Imaginary things have such real meaning to kids.

Diamond SwordPlaying Minecraft, Calfgrit8 gave Calfgrit12 a diamond sword. A diamond sword is made by crafting three diamonds with one stick of wood. Now, diamonds are not easy to find in Minecraft, but I can get a couple or so just about every time I mine deep — which is pretty much every time I play for an hour. We each have several diamonds saved up. I could make probably six diamond swords right now, but I don’t really need anything better than iron.

Anyway, so CG8 gave his big brother an imaginary item in an online game. Big brother hung the item on a wall in his imaginary house in the online game. A little while later, CG8 had giver’s remorse, and wanted the item back. Well, actually, he wanted stuff in exchange for the diamond sword. CG12 argued that it was a gift, not an exchange. But what CG8 wanted for the sword was stuff so easy to collect, bones and seeds — stuff you can accumulate accidentally in 30 minutes of playing. Even so, CG12 argued that he shouldn’t have to give anything in exchange for a “gift.”

So CG8 went to his brother’s imaginary house in the game, and took the sword off the wall and back to his own house. And all hell broke loose in our real home.

“You stole my diamond sword!” CG12 shouted.

“No, you stole it from me!” CG8 shouted.

“You gave it to me!”

“I wanted to trade!”

Now it should be noted that Calfgrit8 plays on the computer upstairs, and Calfgrit12 plays on the computer downstairs. So the shouted argument was loud enough for them to harangue each other 30 feet apart, around walls, and up/down a stairway. I let it go on for a couple of minutes, thinking, (read: hoping, praying), they would solve it without my needing to get involved. But it kept going. Then CG12 came upstairs, and CG8 met him at the top of the stairs, where they continued shouting and threatened physical violence on each other. I had to step in at that point.
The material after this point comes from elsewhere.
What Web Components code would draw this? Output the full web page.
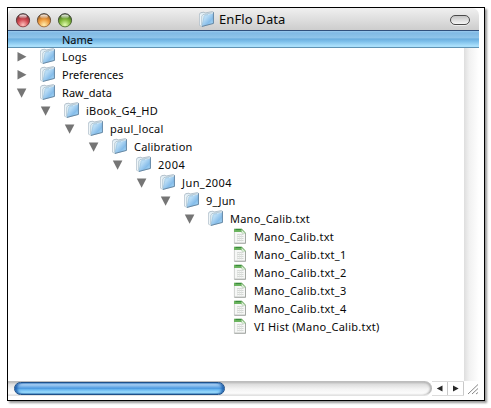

I had to shut down the Minecraft play time to take each boy separately into another room to ask exactly what had happened and was going on. They both told me the situation, but of course with their own personal twisted perspective. At the time I stepped in, CG8 had his diamond sword. I ruled that he keep it and CG12 should just let the incident go. CG12 didn’t need the sword — he had just hung it on the wall of his imaginary house for decoration. If he actually wanted the sword, he could trade what CG8 wanted for it. But no, he decided it was the principal of the matter, and he refused to trade even the easy trash his brother was asking for.

You know, parenting is hard enough when arguments and fights break out over real world toys. But it gets absurdly difficult when the struggles are over completely imaginary things that can so easily be duplicated and replaced by just continuing to play the game they’re playing for fun.